How data leakage happens in machine learning

Introduction

Data Leakage is an error caused during the development of a machine learning model. It is one of the most common mistakes made in predictive analytics, and also the least discussed. This type of error significantly impacts the performance of the model in production.

It is also generally referred to as ‘Target Leakage.’ We will use the terms ‘data leakage’ and ‘target leakage’ interchangeably throughout this blog post.

Generally, data leakage occurs in two cases:

When the training dataset contains features that give away information about the target feature, this is specifically referred to as Target Leakage.
When the information is accidentally shared between the training and test datasets.

Basically, when the training dataset contains information that is not supposed to be a part of it and results in a model with over-optimistic predictions when evaluated on the test data, Target Leakage or Data Leakage is said to have occurred.

Note: The target feature is the feature that we want to predict using the ML model.

Now, why is this a problem?

It is a serious problem because it affects the performance of the model and can go easily undetected until the model is productionized. It only comes to the surface when the model is making predictions on the new data.

A good ML model is a model which can provide accurate predictions on data it has never seen before; this is referred to as ‘generalization’ in machine learning.

To evaluate the model’s performance before deployment, it is tested on the test dataset. This is expected to imitate the performance of the model in the production environment. The best performing model with high scores on metrics like precision and accuracy is selected and used as a point of reference for future model predictions on the new unseen data.

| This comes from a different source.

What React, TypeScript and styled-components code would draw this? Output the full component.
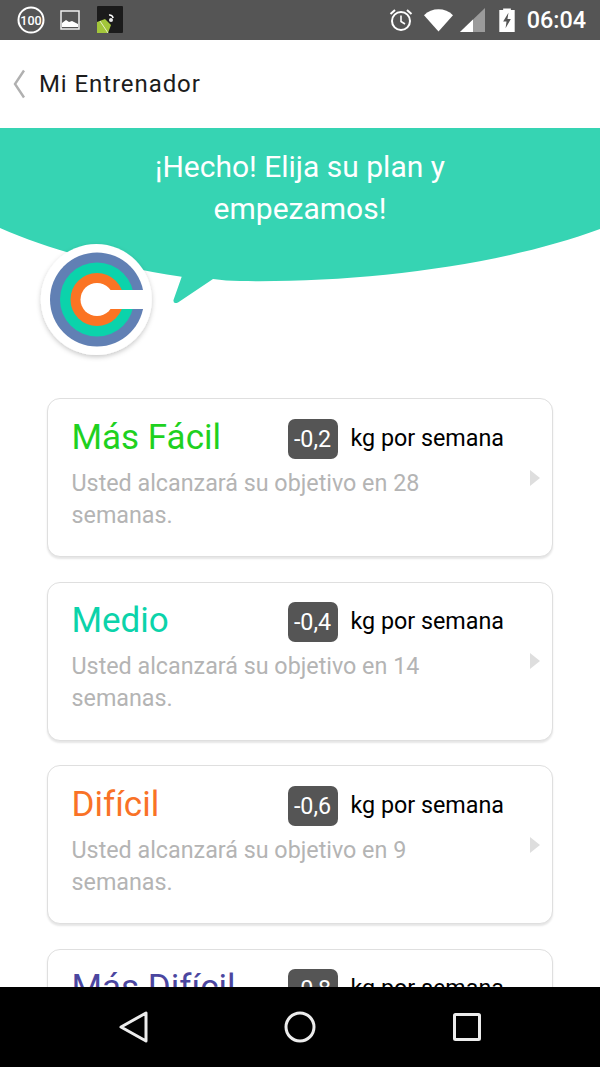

Models with target leakage perform exceedingly well on the test data, as training on data with target leakage produces an over-fitted model but fails to deliver the same performance in production when faced with new unseen data.

Once a model is trained on data with target leakage, it is extremely difficult to eliminate its effects on the predictions. Since it can be detected only in production, it becomes a very expensive mistake to rectify, both with respect to time and money.

Note: Over-fitting occurs when the model learns even from the slightest nuances of the training dataset, like the noise and irrelevant data. It becomes too specific and loses its capacity to generalize on the new unseen data. An over-fitted model has high variance and low bias.

How is data leakage induced?

There are two instances where data leakage is most likely to occur:

Firstly, during the data collection phase. It is crucial to consider the timeline while selecting relevant features for the specified problem, I.e., the time at which a particular feature was recorded.

The training dataset should contain features that occur before the target feature, which is our prediction point. The features which are generated after the target feature tend to carry information about the target feature. Thus, when these features are included in the training dataset, they leak information about the target feature, and target leakage is induced in the model.

While a model with target or data leakage will achieve unexplainably high accuracy scores with training and test data, it will fail to deliver the same performance when treated with new unseen data. Because the leaky features on which the model was trained will not be available at the time of prediction because, in actuality, they can only be generated after the target feature.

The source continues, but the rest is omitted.